AIM: Copy nothing but the text: reproduce each line of the listing exactly and leave the pictures out.

* * *

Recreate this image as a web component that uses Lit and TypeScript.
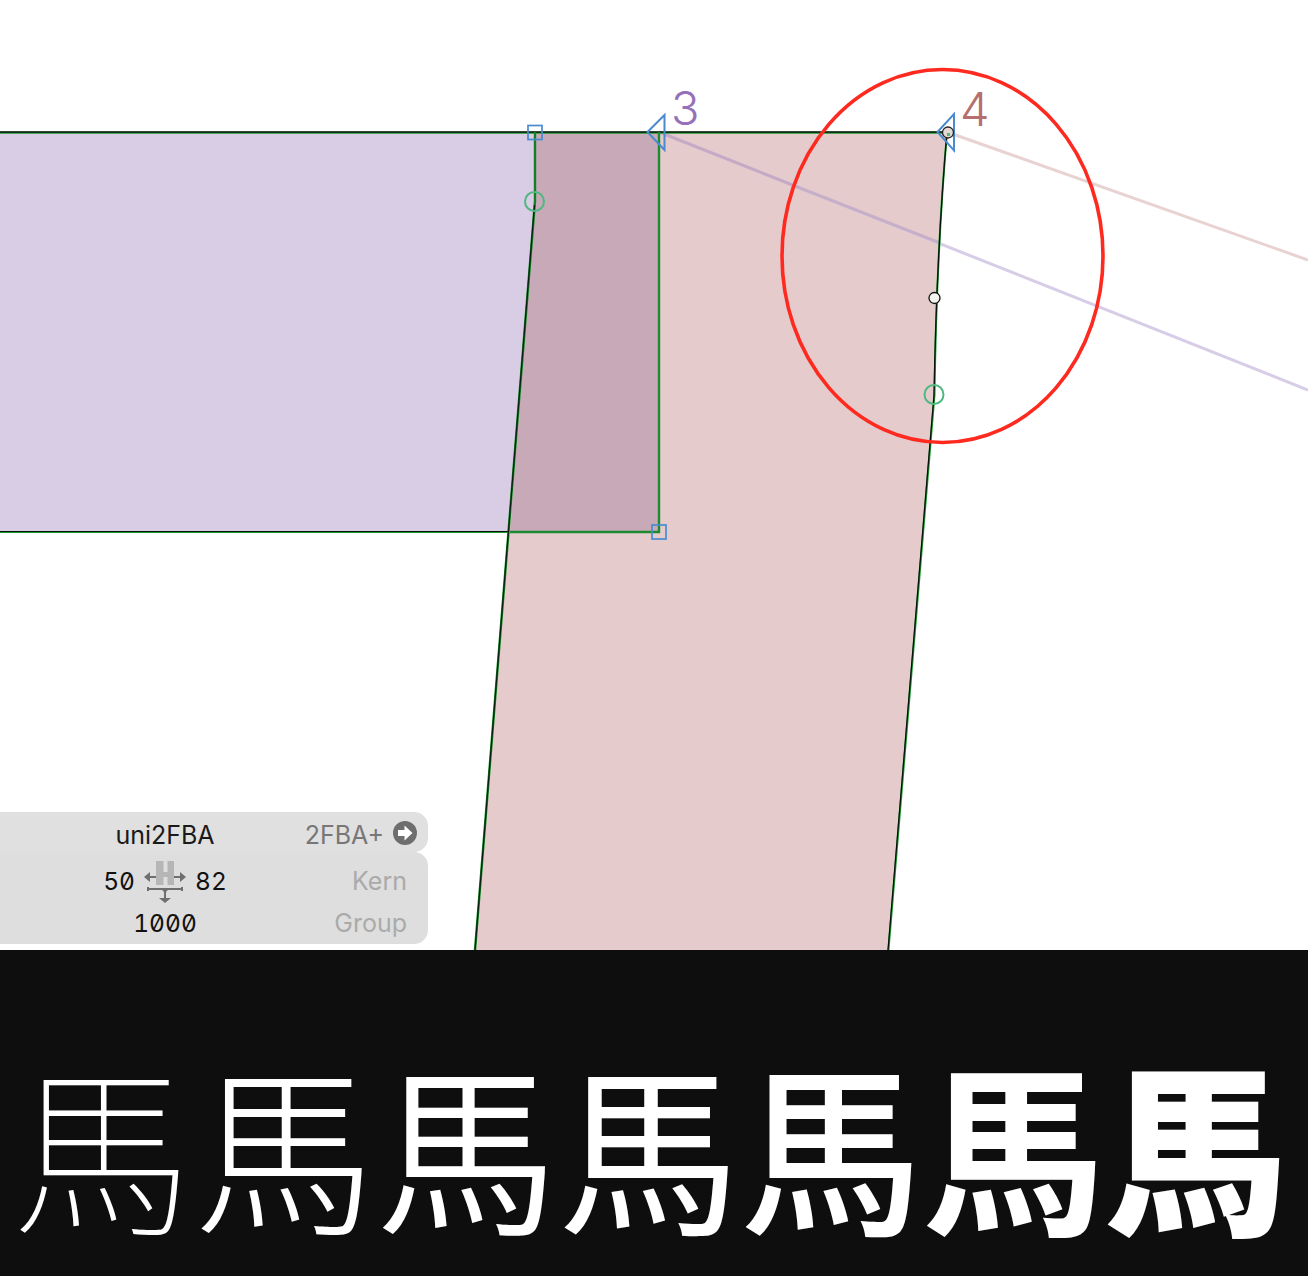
import { LitElement, html, css, svg } from "lit";
import { customElement } from "lit/decorators.js";

const WEIGHTS = [100, 300, 350, 400, 500, 700, 900];

@customElement("app-root")
export class AppRoot extends LitElement {
  static styles = css`
    :host { display: block; width: 1308px; height: 1276px; overflow: hidden; background: #fff; font-family: Inter, "Liberation Sans", sans-serif; }
    .canvas { position: relative; height: 950px; overflow: hidden; background: #fff; }
    .canvas svg.art { display: block; width: 1308px; height: 950px; }
    .label { font-family: Inter, "Noto Sans", sans-serif; font-weight: 300; font-size: 47px; }
    .panel { position: absolute; left: 0; top: 812px; width: 428px; display: flex; flex-direction: column; font-size: 25px; }
    .name { height: 40px; box-sizing: border-box; padding-top: 6px; background: #e0e0e0; border-radius: 0 14px 14px 0; display: grid; grid-template-columns: 330px minmax(0, 1fr); align-items: center; }
    .name .glyph { text-align: center; color: #1a1a1a; }
    .name .code { display: flex; align-items: center; justify-content: flex-end; gap: 9px; padding-right: 11px; color: #777; }
    .name .code svg { flex: none; margin-top: -4px; }
    .metrics { height: 92px; box-sizing: border-box; padding-top: 4px; background: #dedede; border-radius: 0 14px 14px 0; display: grid; grid-template-columns: 330px minmax(0, 1fr); grid-template-rows: 50px 34px; }
    .num { font-variant-numeric: tabular-nums slashed-zero; color: #111; font-size: 24.5px; font-weight: 400; }
    .side { display: flex; align-items: center; justify-content: center; gap: 8px; }
    .side svg { margin-top: 4px; flex: none; }
    .width { display: flex; align-items: center; justify-content: center; }
    .link { display: flex; align-items: center; justify-content: flex-end; padding-right: 21px; color: #aaa; }
    .strip { height: 326px; background: #0e0e0e; display: flex; padding: 83px 0 0 11px; box-sizing: border-box; }
    .strip span { width: 182.3px; flex: none; font-family: "Noto Sans CJK JP", "Noto Sans CJK TC", sans-serif; font-size: 182px; line-height: 1.2; color: #fff; text-align: center; }
  `;

  private art() {
    return svg`
      <polygon points="0,132 659,132 659,532 0,532" fill="#d8cde4" />
      <path d="M535 132 H947 C942 190 936 290 934 395 L888 950 H475 L535 201 Z" fill="#e5cbcc" />
      <path d="M535 132 H659 V532 H510 L535 201 Z" fill="#c8a9b8" />
      <line x1="659" y1="132" x2="1308" y2="390" stroke="#d8cde6" stroke-width="3" />
      <line x1="947" y1="132" x2="1308" y2="260" stroke="#e8d2d2" stroke-width="3" />
      <line x1="659" y1="132" x2="800" y2="188" stroke="#c5a9c5" stroke-width="3" />
      <line x1="800" y1="188" x2="940" y2="243" stroke="#c8afc8" stroke-width="3" />
      <g fill="none">
        <path d="M0 132.800 H947 C942 190 936 290 934.500 395 L888.500 950" stroke="#1c9a30" stroke-width="2" />
        <path d="M0 132 H947 C942 190 936 290 934 395 L888 950" stroke="#06140a" stroke-width="1.300" />
        <path d="M475 950 L535 201 V132" stroke="#128026" stroke-width="2.400" />
        <path d="M475 950 L534.500 205" stroke="#06200c" stroke-width="1.200" />
        <path d="M659 132 V532 H510" stroke="#1d8a30" stroke-width="2.400" />
        <path d="M0 532 H508" stroke="#1c9a30" stroke-width="2" />
        <path d="M0 531.500 H508" stroke="#06140a" stroke-width="1.200" />
        <ellipse cx="942.500" cy="256" rx="160.500" ry="186.500" stroke="#ff2a1f" stroke-width="3.600" />
        <path d="M647.500 132 L664.500 115 V150 Z M937.500 132 L954 114 V150.500 Z" stroke="#4a8acf" stroke-width="2" />
        <rect x="528" y="125.500" width="14" height="14" stroke="#4a8acf" stroke-width="1.700" />
        <rect x="652" y="525" width="14" height="14" stroke="#4a8acf" stroke-width="1.700" />
        <circle cx="534.500" cy="201.500" r="9.500" stroke="#4fb881" stroke-width="2" />
        <circle cx="934" cy="394.500" r="9.500" stroke="#4fb881" stroke-width="2" />
      </g>
      <circle cx="934.500" cy="298" r="5.500" fill="#f5f5f0" stroke="#111" stroke-width="1.300" />
      <circle cx="948" cy="132.500" r="5.500" fill="#e4d8d2" stroke="#222" stroke-width="1.300" />
      <path d="M947 133 h3 v3 h-3 Z" fill="#4fb881" />
      <text class="label" x="671" y="125" fill="#9670b9">3</text>
      <text class="label" x="960" y="126" fill="#b76e6e">4</text>
    `;
  }

  private sideIcon() {
    return html`<svg width="44" height="44" viewBox="0 0 44 44">
      <path d="M13 0 H20.500 V11 H24.500 V0 H31 V24 H24.500 V16 H20.500 V24 H13 Z" fill="#b6b6b6" />
      <g fill="#6f6f6f">
        <path d="M1 16 L7 11 V21 Z M43 16 L37 11 V21 Z" />
        <rect x="6" y="15" width="7" height="2" />
        <rect x="31" y="15" width="7" height="2" />
        <path d="M16 37 H28 L22 42 Z" />
      </g>
      <path d="M5 28 H39 M5 26 V30 M39 26 V30 M19 28 C21 28.500 22 30 22 32 V38 M25 28 C23 28.500 22 30 22 32" fill="none" stroke="#6f6f6f" stroke-width="2" />
    </svg>`;
  }

  render() {
    return html`
      <div class="canvas">
        <svg class="art" viewBox="0 0 1308 950">${this.art()}</svg>
        <div class="panel">
          <div class="name">
            <div class="glyph">uni2FBA</div>
            <div class="code">2FBA+
              <svg width="24" height="24" viewBox="0 0 24 24">
                <circle cx="12" cy="12" r="12" fill="#6e6e6e" />
                <path d="M5 9 H11.500 V4.500 L19.500 12 11.500 19.500 V15 H5 Z" fill="#fff" />
              </svg>
            </div>
          </div>
          <div class="metrics">
            <div class="side num"><span>50</span>${this.sideIcon()}<span>82</span></div>
            <div class="link">Kern</div>
            <div class="width num">1000</div>
            <div class="link">Group</div>
          </div>
        </div>
      </div>
      <div class="strip">
        ${WEIGHTS.map((w) => html`<span style="font-weight:${w}">馬</span>`)}
      </div>
    `;
  }
}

* * *

SOLVED EXERCISE:
Recreate this image as a web component that uses Lit and TypeScript.
import { LitElement, html, css, svg } from "lit";
import { customElement } from "lit/decorators.js";

const WEIGHTS = [100, 300, 350, 400, 500, 700, 900];

@customElement("app-root")
export class AppRoot extends LitElement {
  static styles = css`
    :host { display: block; width: 1308px; height: 1276px; overflow: hidden; background: #fff; font-family: Inter, "Liberation Sans", sans-serif; }
    .canvas { position: relative; height: 950px; overflow: hidden; background: #fff; }
    .canvas svg.art { display: block; width: 1308px; height: 950px; }
    .label { font-family: Inter, "Noto Sans", sans-serif; font-weight: 300; font-size: 47px; }
    .panel { position: absolute; left: 0; top: 812px; width: 428px; display: flex; flex-direction: column; font-size: 25px; }
    .name { height: 40px; box-sizing: border-box; padding-top: 6px; background: #e0e0e0; border-radius: 0 14px 14px 0; display: grid; grid-template-columns: 330px minmax(0, 1fr); align-items: center; }
    .name .glyph { text-align: center; color: #1a1a1a; }
    .name .code { display: flex; align-items: center; justify-content: flex-end; gap: 9px; padding-right: 11px; color: #777; }
    .name .code svg { flex: none; margin-top: -4px; }
    .metrics { height: 92px; box-sizing: border-box; padding-top: 4px; background: #dedede; border-radius: 0 14px 14px 0; display: grid; grid-template-columns: 330px minmax(0, 1fr); grid-template-rows: 50px 34px; }
    .num { font-variant-numeric: tabular-nums slashed-zero; color: #111; font-size: 24.5px; font-weight: 400; }
    .side { display: flex; align-items: center; justify-content: center; gap: 8px; }
    .side svg { margin-top: 4px; flex: none; }
    .width { display: flex; align-items: center; justify-content: center; }
    .link { display: flex; align-items: center; justify-content: flex-end; padding-right: 21px; color: #aaa; }
    .strip { height: 326px; background: #0e0e0e; display: flex; padding: 83px 0 0 11px; box-sizing: border-box; }
    .strip span { width: 182.3px; flex: none; font-family: "Noto Sans CJK JP", "Noto Sans CJK TC", sans-serif; font-size: 182px; line-height: 1.2; color: #fff; text-align: center; }
  `;

  private art() {
    return svg`
      <polygon points="0,132 659,132 659,532 0,532" fill="#d8cde4" />
      <path d="M535 132 H947 C942 190 936 290 934 395 L888 950 H475 L535 201 Z" fill="#e5cbcc" />
      <path d="M535 132 H659 V532 H510 L535 201 Z" fill="#c8a9b8" />
      <line x1="659" y1="132" x2="1308" y2="390" stroke="#d8cde6" stroke-width="3" />
      <line x1="947" y1="132" x2="1308" y2="260" stroke="#e8d2d2" stroke-width="3" />
      <line x1="659" y1="132" x2="800" y2="188" stroke="#c5a9c5" stroke-width="3" />
      <line x1="800" y1="188" x2="940" y2="243" stroke="#c8afc8" stroke-width="3" />
      <g fill="none">
        <path d="M0 132.800 H947 C942 190 936 290 934.500 395 L888.500 950" stroke="#1c9a30" stroke-width="2" />
        <path d="M0 132 H947 C942 190 936 290 934 395 L888 950" stroke="#06140a" stroke-width="1.300" />
        <path d="M475 950 L535 201 V132" stroke="#128026" stroke-width="2.400" />
        <path d="M475 950 L534.500 205" stroke="#06200c" stroke-width="1.200" />
        <path d="M659 132 V532 H510" stroke="#1d8a30" stroke-width="2.400" />
        <path d="M0 532 H508" stroke="#1c9a30" stroke-width="2" />
        <path d="M0 531.500 H508" stroke="#06140a" stroke-width="1.200" />
        <ellipse cx="942.500" cy="256" rx="160.500" ry="186.500" stroke="#ff2a1f" stroke-width="3.600" />
        <path d="M647.500 132 L664.500 115 V150 Z M937.500 132 L954 114 V150.500 Z" stroke="#4a8acf" stroke-width="2" />
        <rect x="528" y="125.500" width="14" height="14" stroke="#4a8acf" stroke-width="1.700" />
        <rect x="652" y="525" width="14" height="14" stroke="#4a8acf" stroke-width="1.700" />
        <circle cx="534.500" cy="201.500" r="9.500" stroke="#4fb881" stroke-width="2" />
        <circle cx="934" cy="394.500" r="9.500" stroke="#4fb881" stroke-width="2" />
      </g>
      <circle cx="934.500" cy="298" r="5.500" fill="#f5f5f0" stroke="#111" stroke-width="1.300" />
      <circle cx="948" cy="132.500" r="5.500" fill="#e4d8d2" stroke="#222" stroke-width="1.300" />
      <path d="M947 133 h3 v3 h-3 Z" fill="#4fb881" />
      <text class="label" x="671" y="125" fill="#9670b9">3</text>
      <text class="label" x="960" y="126" fill="#b76e6e">4</text>
    `;
  }

  private sideIcon() {
    return html`<svg width="44" height="44" viewBox="0 0 44 44">
      <path d="M13 0 H20.500 V11 H24.500 V0 H31 V24 H24.500 V16 H20.500 V24 H13 Z" fill="#b6b6b6" />
      <g fill="#6f6f6f">
        <path d="M1 16 L7 11 V21 Z M43 16 L37 11 V21 Z" />
        <rect x="6" y="15" width="7" height="2" />
        <rect x="31" y="15" width="7" height="2" />
        <path d="M16 37 H28 L22 42 Z" />
      </g>
      <path d="M5 28 H39 M5 26 V30 M39 26 V30 M19 28 C21 28.500 22 30 22 32 V38 M25 28 C23 28.500 22 30 22 32" fill="none" stroke="#6f6f6f" stroke-width="2" />
    </svg>`;
  }

  render() {
    return html`
      <div class="canvas">
        <svg class="art" viewBox="0 0 1308 950">${this.art()}</svg>
        <div class="panel">
          <div class="name">
            <div class="glyph">uni2FBA</div>
            <div class="code">2FBA+
              <svg width="24" height="24" viewBox="0 0 24 24">
                <circle cx="12" cy="12" r="12" fill="#6e6e6e" />
                <path d="M5 9 H11.500 V4.500 L19.500 12 11.500 19.500 V15 H5 Z" fill="#fff" />
              </svg>
            </div>
          </div>
          <div class="metrics">
            <div class="side num"><span>50</span>${this.sideIcon()}<span>82</span></div>
            <div class="link">Kern</div>
            <div class="width num">1000</div>
            <div class="link">Group</div>
          </div>
        </div>
      </div>
      <div class="strip">
        ${WEIGHTS.map((w) => html`<span style="font-weight:${w}">馬</span>`)}
      </div>
    `;
  }
}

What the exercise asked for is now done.